Consider the fund’s risk assessment approach. Environmental considerations should be integrated into the overall risk framework rather than treated as a separate add-on. An authentic fund evaluates supply chain risks, climate transition scenarios, and physical climate risks that could affect portfolio performance. Look for stress testing results and scenario analyses that illustrate resilience under different environmental futures. The disclosure should also explain how material environmental risks are priced into the investment thesis. A well-constructed risk framework aligns with environmental goals while safeguarding long-term value for investors.
Finally, look beyond the fund itself to the sponsor’s credibility. The parent organization’s reputation, history, and consistency in implementing sustainable practices matter.

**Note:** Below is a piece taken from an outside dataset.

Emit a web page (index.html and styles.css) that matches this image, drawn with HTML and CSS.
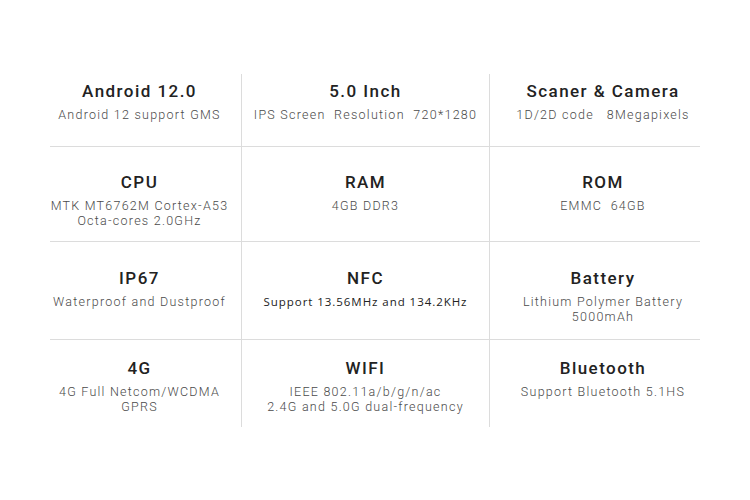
FILE: index.html
```html
<!DOCTYPE html>
<html>
<head>
<meta charset="utf-8">
<link rel="stylesheet" href="styles.css">
</head>
<body>
<div class="specs">
  <div class="cell r1 c1"><div class="title">Android 12.0</div><div class="sub">Android 12 support GMS</div></div>
  <div class="cell r1 c2"><div class="title">5.0 Inch</div><div class="sub">IPS Screen&nbsp; Resolution&nbsp; 720*1280</div></div>
  <div class="cell r1 c3"><div class="title">Scaner &amp; Camera</div><div class="sub">1D/2D code&nbsp;&nbsp; 8Megapixels</div></div>

  <div class="cell r2 c1"><div class="title">CPU</div><div class="sub">MTK MT6762M Cortex-A53<br>Octa-cores 2.0GHz</div></div>
  <div class="cell r2 c2"><div class="title">RAM</div><div class="sub">4GB DDR3</div></div>
  <div class="cell r2 c3"><div class="title">ROM</div><div class="sub">EMMC&nbsp; 64GB</div></div>

  <div class="cell r3 c1"><div class="title">IP67</div><div class="sub">Waterproof and Dustproof</div></div>
  <div class="cell r3 c2"><div class="title">NFC</div><div class="sub alt">Support 13.56MHz and 134.2KHz</div></div>
  <div class="cell r3 c3"><div class="title">Battery</div><div class="sub">Lithium Polymer Battery<br>5000mAh</div></div>

  <div class="cell r4 c1"><div class="title">4G</div><div class="sub">4G Full Netcom/WCDMA<br>GPRS</div></div>
  <div class="cell r4 c2"><div class="title">WIFI</div><div class="sub">IEEE 802.11a/b/g/n/ac<br>2.4G and 5.0G dual-frequency</div></div>
  <div class="cell r4 c3"><div class="title">Bluetooth</div><div class="sub">Support Bluetooth 5.1HS</div></div>
</div>
</body>
</html>
```

FILE: styles.css
```css
* { box-sizing: border-box; }
html, body { margin: 0; padding: 0; background: #fff; }
body { width: 750px; height: 500px; overflow: hidden; font-family: Roboto, "Liberation Sans", sans-serif; }

.specs {
  margin: 74px 0 0 50px;
  width: 650px;
  display: grid;
  grid-template-columns: 192px 248px 210px;
  grid-template-rows: 73px 95px 98px 87px;
}

.cell {
  display: flex;
  flex-direction: column;
  align-items: center;
  text-align: center;
}
.c1, .c2 { border-right: 1px solid #dcdcdc; }
.r1, .r2, .r3 { border-bottom: 1px solid #dcdcdc; }

.c1 { padding-right: 12px; }
.c3 { padding-left: 16px; }

.r1 { padding-top: 7px; }
.r2 { padding-top: 25px; }
.r3 { padding-top: 26px; }
.r4 { padding-top: 18px; }

.title {
  font-size: 17px;
  line-height: 20px;
  font-weight: 500;
  letter-spacing: 1.45px;
  color: #222;
}
.sub {
  margin-top: 6px;
  font-size: 12.5px;
  line-height: 15px;
  font-weight: 300;
  letter-spacing: 1.25px;
  color: #4a4a4a;
  white-space: nowrap;
}
.sub.alt {
  font-family: "Open Sans", sans-serif;
  font-weight: 400;
  letter-spacing: 0.95px;
  color: #222;
  font-size: 11.5px;
}
```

Consider whether the sponsor has a public track record of accountability, transparency, and consistent voting on environmental issues. Investigate recent controversies or sanctions and how the firm addressed them. A sponsor with a transparent culture that welcomes independent scrutiny is more likely to sustain credible environmental performance over time. Remember that sustainability is a journey, not a single milestone, and the issuer’s ongoing behavior matters as much as current disclosures.
To apply these evaluations, assemble a checklist of the fund’s disclosures, metrics, and governance features. Start by confirming explicit environmental objectives, verified data sources, and regular independent audits. Then, verify how the fund engages with portfolio companies, including voting records and outcomes achieved through stewardship. Finally, compare costs, performance, and risk controls against a broad set of sustainable peers to gauge relative merit. Your decision should reflect a balance between financial goals and the credibility of environmental claims. A disciplined approach reduces the risk of chasing attractive marketing while missing real ecological benefits.
In practice, a robust assessment combines quantitative evidence with qualitative judgment. Use numbers to gauge progress toward carbon reductions, energy efficiency, and biodiversity protections, and pair them with governance signals like independent oversight and transparent methodologies. Seek funds that publish live updates, invite external verification, and demonstrate ongoing improvement. Sustainable investing thrives when investors demand accountability, not just ideals. By choosing funds that meet rigorous criteria, retail investors can contribute to tangible environmental improvements while pursuing competitive long-term returns. The path to genuine impact is incremental, measurable, and sustained through disciplined diligence.